• _DIRECTIVE_
Retype all of the data. Every line must match exactly.

----- DATA EXCERPT

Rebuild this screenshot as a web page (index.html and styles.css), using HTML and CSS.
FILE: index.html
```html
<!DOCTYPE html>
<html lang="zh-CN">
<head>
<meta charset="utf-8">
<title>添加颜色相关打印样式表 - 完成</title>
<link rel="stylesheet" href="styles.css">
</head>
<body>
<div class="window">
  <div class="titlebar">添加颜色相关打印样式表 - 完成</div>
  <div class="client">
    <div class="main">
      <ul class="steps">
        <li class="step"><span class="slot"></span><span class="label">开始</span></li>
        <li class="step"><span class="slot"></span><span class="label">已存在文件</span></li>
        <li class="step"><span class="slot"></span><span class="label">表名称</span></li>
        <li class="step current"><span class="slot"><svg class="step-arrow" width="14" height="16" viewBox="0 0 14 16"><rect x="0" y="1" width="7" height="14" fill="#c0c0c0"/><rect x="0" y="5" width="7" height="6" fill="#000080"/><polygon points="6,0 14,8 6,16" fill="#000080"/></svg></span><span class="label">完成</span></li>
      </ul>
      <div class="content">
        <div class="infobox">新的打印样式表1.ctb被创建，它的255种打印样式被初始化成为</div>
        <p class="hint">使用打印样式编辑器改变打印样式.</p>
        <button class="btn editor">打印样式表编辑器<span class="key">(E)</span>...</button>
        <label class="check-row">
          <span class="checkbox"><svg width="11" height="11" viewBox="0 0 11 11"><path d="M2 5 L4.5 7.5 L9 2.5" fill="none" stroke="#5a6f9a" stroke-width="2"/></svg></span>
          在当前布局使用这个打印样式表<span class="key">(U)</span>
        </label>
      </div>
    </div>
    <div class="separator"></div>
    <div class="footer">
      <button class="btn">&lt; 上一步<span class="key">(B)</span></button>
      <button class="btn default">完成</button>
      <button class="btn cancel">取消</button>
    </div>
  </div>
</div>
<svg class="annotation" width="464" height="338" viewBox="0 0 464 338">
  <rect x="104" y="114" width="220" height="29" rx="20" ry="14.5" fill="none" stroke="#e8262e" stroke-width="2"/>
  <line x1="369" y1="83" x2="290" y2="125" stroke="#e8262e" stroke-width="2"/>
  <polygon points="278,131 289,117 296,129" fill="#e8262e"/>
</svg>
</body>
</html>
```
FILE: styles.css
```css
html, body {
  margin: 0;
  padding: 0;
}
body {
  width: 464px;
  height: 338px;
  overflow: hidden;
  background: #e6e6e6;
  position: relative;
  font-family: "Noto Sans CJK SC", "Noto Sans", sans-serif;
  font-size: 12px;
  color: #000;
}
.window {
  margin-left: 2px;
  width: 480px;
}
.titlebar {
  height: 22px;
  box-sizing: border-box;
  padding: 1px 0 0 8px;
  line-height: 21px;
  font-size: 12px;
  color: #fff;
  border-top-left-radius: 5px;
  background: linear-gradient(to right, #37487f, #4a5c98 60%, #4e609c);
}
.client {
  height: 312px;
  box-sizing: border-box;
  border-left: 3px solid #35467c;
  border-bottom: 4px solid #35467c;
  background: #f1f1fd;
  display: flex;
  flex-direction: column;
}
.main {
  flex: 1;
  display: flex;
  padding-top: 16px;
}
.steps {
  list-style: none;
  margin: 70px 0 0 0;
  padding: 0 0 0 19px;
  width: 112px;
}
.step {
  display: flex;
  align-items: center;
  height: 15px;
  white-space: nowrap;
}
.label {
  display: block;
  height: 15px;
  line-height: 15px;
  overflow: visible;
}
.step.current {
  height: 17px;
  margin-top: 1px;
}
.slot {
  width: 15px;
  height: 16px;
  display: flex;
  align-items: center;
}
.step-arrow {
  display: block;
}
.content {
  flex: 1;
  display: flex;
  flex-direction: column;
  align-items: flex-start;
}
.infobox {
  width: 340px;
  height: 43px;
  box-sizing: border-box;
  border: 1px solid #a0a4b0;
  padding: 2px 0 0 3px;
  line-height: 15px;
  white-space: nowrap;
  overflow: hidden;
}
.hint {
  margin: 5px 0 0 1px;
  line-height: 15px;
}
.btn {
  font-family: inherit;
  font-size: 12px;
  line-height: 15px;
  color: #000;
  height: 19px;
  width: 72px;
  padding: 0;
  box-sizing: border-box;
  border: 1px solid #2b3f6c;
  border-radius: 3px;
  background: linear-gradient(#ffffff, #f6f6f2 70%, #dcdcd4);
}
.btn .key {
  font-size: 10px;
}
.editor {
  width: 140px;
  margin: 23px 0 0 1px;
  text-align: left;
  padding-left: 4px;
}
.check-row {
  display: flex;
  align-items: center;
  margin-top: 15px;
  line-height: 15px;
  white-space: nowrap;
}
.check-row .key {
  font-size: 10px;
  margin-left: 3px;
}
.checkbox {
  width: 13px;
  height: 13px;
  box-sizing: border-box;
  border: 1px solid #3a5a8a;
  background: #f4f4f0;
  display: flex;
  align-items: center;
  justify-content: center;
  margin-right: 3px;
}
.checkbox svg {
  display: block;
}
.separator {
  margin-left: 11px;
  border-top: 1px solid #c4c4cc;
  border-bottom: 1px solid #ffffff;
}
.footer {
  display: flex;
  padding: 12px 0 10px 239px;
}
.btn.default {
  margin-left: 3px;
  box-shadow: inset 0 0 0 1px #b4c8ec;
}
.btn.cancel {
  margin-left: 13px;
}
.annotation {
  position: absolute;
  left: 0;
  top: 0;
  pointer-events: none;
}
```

----------

• _OUTPUT FOR THIS EXERCISE_
Rebuild this screenshot as a web page (index.html and styles.css), using HTML and CSS.
FILE: index.html
```html
<!DOCTYPE html>
<html lang="zh-CN">
<head>
<meta charset="utf-8">
<title>添加颜色相关打印样式表 - 完成</title>
<link rel="stylesheet" href="styles.css">
</head>
<body>
<div class="window">
  <div class="titlebar">添加颜色相关打印样式表 - 完成</div>
  <div class="client">
    <div class="main">
      <ul class="steps">
        <li class="step"><span class="slot"></span><span class="label">开始</span></li>
        <li class="step"><span class="slot"></span><span class="label">已存在文件</span></li>
        <li class="step"><span class="slot"></span><span class="label">表名称</span></li>
        <li class="step current"><span class="slot"><svg class="step-arrow" width="14" height="16" viewBox="0 0 14 16"><rect x="0" y="1" width="7" height="14" fill="#c0c0c0"/><rect x="0" y="5" width="7" height="6" fill="#000080"/><polygon points="6,0 14,8 6,16" fill="#000080"/></svg></span><span class="label">完成</span></li>
      </ul>
      <div class="content">
        <div class="infobox">新的打印样式表1.ctb被创建，它的255种打印样式被初始化成为</div>
        <p class="hint">使用打印样式编辑器改变打印样式.</p>
        <button class="btn editor">打印样式表编辑器<span class="key">(E)</span>...</button>
        <label class="check-row">
          <span class="checkbox"><svg width="11" height="11" viewBox="0 0 11 11"><path d="M2 5 L4.5 7.5 L9 2.5" fill="none" stroke="#5a6f9a" stroke-width="2"/></svg></span>
          在当前布局使用这个打印样式表<span class="key">(U)</span>
        </label>
      </div>
    </div>
    <div class="separator"></div>
    <div class="footer">
      <button class="btn">&lt; 上一步<span class="key">(B)</span></button>
      <button class="btn default">完成</button>
      <button class="btn cancel">取消</button>
    </div>
  </div>
</div>
<svg class="annotation" width="464" height="338" viewBox="0 0 464 338">
  <rect x="104" y="114" width="220" height="29" rx="20" ry="14.5" fill="none" stroke="#e8262e" stroke-width="2"/>
  <line x1="369" y1="83" x2="290" y2="125" stroke="#e8262e" stroke-width="2"/>
  <polygon points="278,131 289,117 296,129" fill="#e8262e"/>
</svg>
</body>
</html>
```
FILE: styles.css
```css
html, body {
  margin: 0;
  padding: 0;
}
body {
  width: 464px;
  height: 338px;
  overflow: hidden;
  background: #e6e6e6;
  position: relative;
  font-family: "Noto Sans CJK SC", "Noto Sans", sans-serif;
  font-size: 12px;
  color: #000;
}
.window {
  margin-left: 2px;
  width: 480px;
}
.titlebar {
  height: 22px;
  box-sizing: border-box;
  padding: 1px 0 0 8px;
  line-height: 21px;
  font-size: 12px;
  color: #fff;
  border-top-left-radius: 5px;
  background: linear-gradient(to right, #37487f, #4a5c98 60%, #4e609c);
}
.client {
  height: 312px;
  box-sizing: border-box;
  border-left: 3px solid #35467c;
  border-bottom: 4px solid #35467c;
  background: #f1f1fd;
  display: flex;
  flex-direction: column;
}
.main {
  flex: 1;
  display: flex;
  padding-top: 16px;
}
.steps {
  list-style: none;
  margin: 70px 0 0 0;
  padding: 0 0 0 19px;
  width: 112px;
}
.step {
  display: flex;
  align-items: center;
  height: 15px;
  white-space: nowrap;
}
.label {
  display: block;
  height: 15px;
  line-height: 15px;
  overflow: visible;
}
.step.current {
  height: 17px;
  margin-top: 1px;
}
.slot {
  width: 15px;
  height: 16px;
  display: flex;
  align-items: center;
}
.step-arrow {
  display: block;
}
.content {
  flex: 1;
  display: flex;
  flex-direction: column;
  align-items: flex-start;
}
.infobox {
  width: 340px;
  height: 43px;
  box-sizing: border-box;
  border: 1px solid #a0a4b0;
  padding: 2px 0 0 3px;
  line-height: 15px;
  white-space: nowrap;
  overflow: hidden;
}
.hint {
  margin: 5px 0 0 1px;
  line-height: 15px;
}
.btn {
  font-family: inherit;
  font-size: 12px;
  line-height: 15px;
  color: #000;
  height: 19px;
  width: 72px;
  padding: 0;
  box-sizing: border-box;
  border: 1px solid #2b3f6c;
  border-radius: 3px;
  background: linear-gradient(#ffffff, #f6f6f2 70%, #dcdcd4);
}
.btn .key {
  font-size: 10px;
}
.editor {
  width: 140px;
  margin: 23px 0 0 1px;
  text-align: left;
  padding-left: 4px;
}
.check-row {
  display: flex;
  align-items: center;
  margin-top: 15px;
  line-height: 15px;
  white-space: nowrap;
}
.check-row .key {
  font-size: 10px;
  margin-left: 3px;
}
.checkbox {
  width: 13px;
  height: 13px;
  box-sizing: border-box;
  border: 1px solid #3a5a8a;
  background: #f4f4f0;
  display: flex;
  align-items: center;
  justify-content: center;
  margin-right: 3px;
}
.checkbox svg {
  display: block;
}
.separator {
  margin-left: 11px;
  border-top: 1px solid #c4c4cc;
  border-bottom: 1px solid #ffffff;
}
.footer {
  display: flex;
  padding: 12px 0 10px 239px;
}
.btn.default {
  margin-left: 3px;
  box-shadow: inset 0 0 0 1px #b4c8ec;
}
.btn.cancel {
  margin-left: 13px;
}
.annotation {
  position: absolute;
  left: 0;
  top: 0;
  pointer-events: none;
}
```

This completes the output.